Sarah specified in the Trust Deed that every year, on the anniversary of Philip's death in May, a Sermon should be preached in the Church. She also required the Trustees to distribute the sum of five shillings to the Scholars. The division of five shillings between the pupils of the school at that time was assumed to equate to approximately 1d (one old penny) each and so the day became known as Penny Day (now Founders' Day). 1d (old penny) has since been increased to 50p.
The Stanford Trust Today
The Trust still owns the land and buildings of the existing school site, together with other land in the area and the site and building known as The Stanford Centre. The Stanford Centre was built from funds received from a compulsory purchase order of Trust land by the Local Authority. It was officially opened in 1975. It is now run and operated by a group of Volunteers known as The Stanford Centre Group.
As the Charitable Foundation of Laceby Stanford School, the Trust appoints three Governors to the school and provides support throughout the year in the form of additional educational resources and equipment.
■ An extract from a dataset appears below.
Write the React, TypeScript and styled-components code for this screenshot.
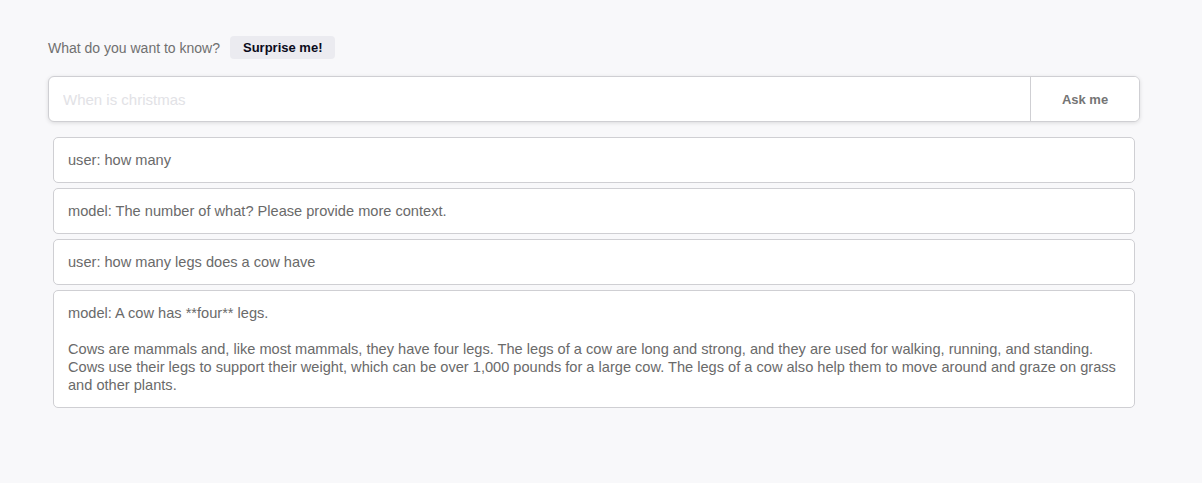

All Year 6 school leavers from the appropriate villages receive either a Bible or a dictionary donated by the Trust.
There are two further areas of work, firstly in the provision of grants to young adults, who are entering higher education or apprenticeships who attended Stanford School.
And secondly the provision of bread and money for ‘the poor’ has evolved into an annual charitable grant for residents of Laceby which is administered by the Stanford School.
The Trustees are proud to celebrate and to continue to uphold the 304-year legacy of Philip and Sarah Stanford.